Two artists are leaving 240 gifts to the city hidden across Manchester over the last two weeks of July 2022, with the aim of reminding us to embrace our stories of loss and self-worth.
Tucked away in the nooks and crannies of the city centre, ceramicist Rachel Ho and artist and designer Micah Purnell have left 120 Kintsugi pots and 120 ‘You Are Enough’ oak engravings, which people can keep as gifts once they are found.
Ho is a ceramicist who has exhibited nationally. Her work is inspired by Kintsugi, an ancient Japanese method of mending broken pottery with gold, resulting in more beautiful and precious pots. Purnell is an award-winning freelance graphic designer, artist, curator and author in Manchester. His well-known phrase ‘You are Enough’ has appeared across the city over the past few years as giant banners and billboards.
Ho says: “The porcelain pots are deliberately scarred to symbolise the fragility of our lives. These scars are then filled with gold lustre, expressing the mystery of new beginnings and new life even in our deepest pain. This work was originally inspired by a dear friend who was diagnosed with breast cancer.
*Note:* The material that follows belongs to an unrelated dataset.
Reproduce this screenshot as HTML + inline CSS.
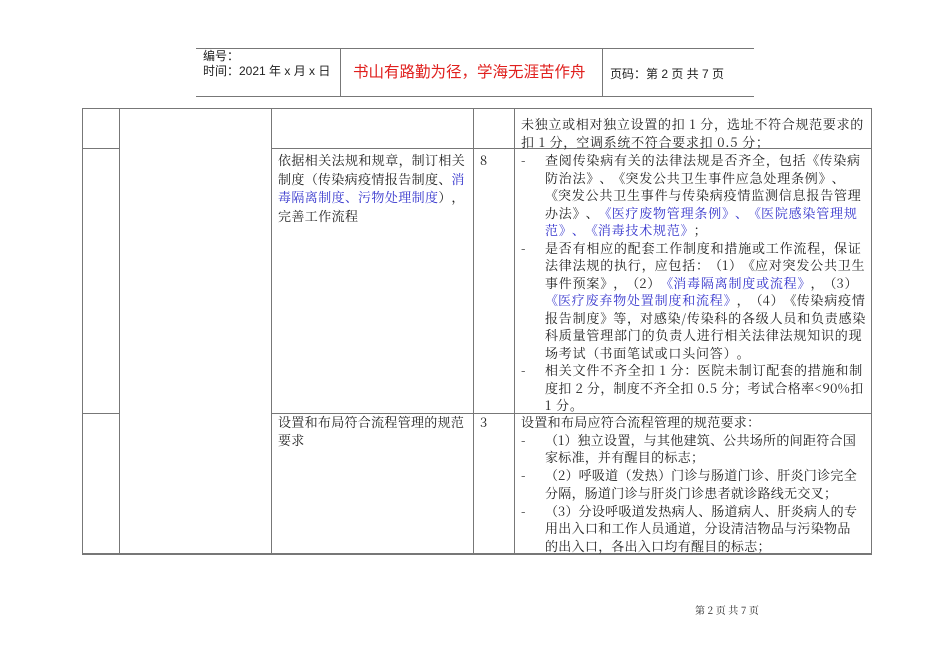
<!DOCTYPE html>
<html><head><meta charset="utf-8"><style>
*{margin:0;padding:0}
body{width:950px;height:672px;background:#fff;position:relative;overflow:hidden;font-family:"Noto Serif CJK SC","Noto Sans CJK SC",serif;color:#222}
.h{position:absolute;background:#777;height:1px}
.v{position:absolute;background:#777;width:1px}
.t{position:absolute;font-size:13px;white-space:nowrap;line-height:18px}
.p{display:inline-block;width:1em;text-align:center}
.pl{display:inline-block;width:1em;text-align:left}
.pr{display:inline-block;width:1em;text-align:right}
.b{color:#3333cc}
.s{font-family:"Liberation Sans","Noto Sans CJK SC",sans-serif}
</style></head><body>
<!-- header -->
<div class="h" style="left:196px;top:48px;width:558px"></div>
<div class="h" style="left:196px;top:96px;width:558px"></div>
<div class="v" style="left:340px;top:48px;height:48px"></div>
<div class="v" style="left:602px;top:48px;height:48px"></div>
<div class="t s" style="left:203px;top:49px;font-size:12px;line-height:15px">编号：<br>时间：2021 年 x 月 x 日</div>
<div class="t s" style="left:353px;top:63px;font-size:15.5px;color:#e0201e;line-height:20px">书山有路勤为径，学海无涯苦作舟</div>
<div class="t s" style="left:610px;top:65px;font-size:12px">页码：第 2 页  共 7 页</div>
<!-- table -->
<div class="h" style="left:82px;top:108px;width:790px"></div>
<div class="h" style="left:82px;top:148px;width:37px"></div>
<div class="h" style="left:271px;top:148px;width:601px"></div>
<div class="h" style="left:82px;top:413px;width:37px"></div>
<div class="h" style="left:271px;top:413px;width:601px"></div>
<div class="h" style="left:82px;top:553px;width:790px;height:2px"></div>
<div class="v" style="left:82px;top:108px;height:446px"></div>
<div class="v" style="left:119px;top:108px;height:446px"></div>
<div class="v" style="left:271px;top:108px;height:446px"></div>
<div class="v" style="left:473px;top:108px;height:446px"></div>
<div class="v" style="left:514px;top:108px;height:446px"></div>
<div class="v" style="left:871px;top:108px;height:446px"></div>

<div class="t" style="left:521px;top:115px;letter-spacing:0.7px">未独立或相对独立设置的扣 1 分<span class="pl">，</span>选址不符合规范要求的<br>扣 1 分<span class="pl">，</span>空调系统不符合要求扣 0.5 分<span class="pl">；</span></div>

<div class="t" style="left:278px;top:151px;line-height:18.5px;letter-spacing:0.4px">依据相关法规和规章<span class="pl">，</span>制订相关<br>制度<span class="pr">（</span>传染病疫情报告制度<span class="pl">、</span><span class="b">消<br>毒隔离制度<span class="pl">、</span>污物处理制度</span><span class="pl">）</span><span class="pl">，</span><br>完善工作流程</div>
<div class="t" style="left:480px;top:151px">8</div>
<div class="t" style="left:521px;top:151px;line-height:17.5px">-<br><br><br><br><br>-<br><br><br><br><br><br><br>-</div>
<div class="t" style="left:545px;top:151px;line-height:17.5px;letter-spacing:0.8px">查阅传染病有关的法律法规是否齐全<span class="pl">，</span>包括<span class="pr">《</span>传染病<br>防治法<span class="pl">》</span><span class="pl">、</span><span class="pr">《</span>突发公共卫生事件应急处理条例<span class="pl">》</span><span class="pl">、</span><br><span class="pr">《</span>突发公共卫生事件与传染病疫情监测信息报告管理<br>办法<span class="pl">》</span><span class="pl">、</span><span class="b"><span class="pr">《</span>医疗废物管理条例<span class="pl">》</span><span class="pl">、</span><span class="pr">《</span>医院感染管理规<br>范<span class="pl">》</span><span class="pl">、</span><span class="pr">《</span>消毒技术规范<span class="pl">》</span></span><span class="pl">；</span><br>是否有相应的配套工作制度和措施或工作流程<span class="pl">，</span>保证<br>法律法规的执行<span class="pl">，</span>应包括<span class="pl">：</span><span class="pr">（</span>1<span class="pl">）</span><span class="pr">《</span>应对突发公共卫生<br>事件预案<span class="pl">》</span><span class="pl">，</span><span class="pr">（</span>2<span class="pl">）</span><span class="b"><span class="pr">《</span>消毒隔离制度或流程<span class="pl">》</span></span><span class="pl">，</span><span class="pr">（</span>3<span class="pl">）</span><br><span class="b"><span class="pr">《</span>医疗废弃物处置制度和流程<span class="pl">》</span></span><span class="pl">，</span><span class="pr">（</span>4<span class="pl">）</span><span class="pr">《</span>传染病疫情<br>报告制度<span class="pl">》</span>等<span class="pl">，</span>对感染/传染科的各级人员和负责感染<br>科质量管理部门的负责人进行相关法律法规知识的现<br>场考试<span class="pr">（</span>书面笔试或口头问答<span class="pl">）</span><span class="pl">。</span><br>相关文件不齐全扣 1 分<span class="pl">：</span>医院未制订配套的措施和制<br><span style="letter-spacing:0.4px">度扣 2 分<span class="pl">，</span>制度不齐全扣 0.5 分<span class="pl">；</span>考试合格率&lt;90%扣</span><br>1 分<span class="pl">。</span></div>

<div class="t" style="left:278px;top:413px;line-height:17.7px;letter-spacing:0.3px">设置和布局符合流程管理的规范<br>要求</div>
<div class="t" style="left:480px;top:413px;line-height:17.7px">3</div>
<div class="t" style="left:521px;top:413px;line-height:17.7px;letter-spacing:0.3px">设置和布局应符合流程管理的规范要求<span class="pl">：</span><br>-<br><br>-<br><br>-</div>
<div class="t" style="left:545px;top:430.7px;line-height:17.7px;letter-spacing:0.3px"><span class="pr">（</span>1<span class="pl">）</span>独立设置<span class="pl">，</span>与其他建筑<span class="pl">、</span>公共场所的间距符合国<br>家标准<span class="pl">，</span>并有醒目的标志<span class="pl">；</span><br><span class="pr">（</span>2<span class="pl">）</span>呼吸道<span class="pr">（</span>发热<span class="pl">）</span>门诊与肠道门诊<span class="pl">、</span>肝炎门诊完全<br>分隔<span class="pl">，</span>肠道门诊与肝炎门诊患者就诊路线无交叉<span class="pl">；</span><br><span class="pr">（</span>3<span class="pl">）</span>分设呼吸道发热病人<span class="pl">、</span>肠道病人<span class="pl">、</span>肝炎病人的专<br>用出入口和工作人员通道<span class="pl">，</span>分设清洁物品与污染物品<br>的出入口<span class="pl">，</span>各出入口均有醒目的标志<span class="pl">；</span></div>

<div class="t" style="left:695px;top:601px;font-size:10px">第 2 页 共 7 页</div>
</body></html>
“I wanted her to know that her scars were beautiful because they told her story which was one of courage, hope and healing. The golden scars represent all our stories of loss and reflect the beauty of hope, healing and belonging.”
Speaking about his oak engravings, Purnell says: “They are a declaration of self-worth as a counter to advertising, which fills our city. Consumerism wraps things up in neat little packages and sells them as idealised gifts of perfection. Advertising props up this notion with the assumption that we are inadequate – stealing your love of yourself, and selling it back at a price. These little gifts will go some way to bring healing and create a new narrative for people to take hold of.”
Each of the hidden gifts will be accompanied by an invite to share anonymously how the artworks resonated with those who find them at www.gifttothecity.org. You’ll be able to read stories of difficulty and hope as the artworks are found.
The project aims to help people feel seen and less alone, to recognise we all have our daily battles and to create a sense of togetherness and healing.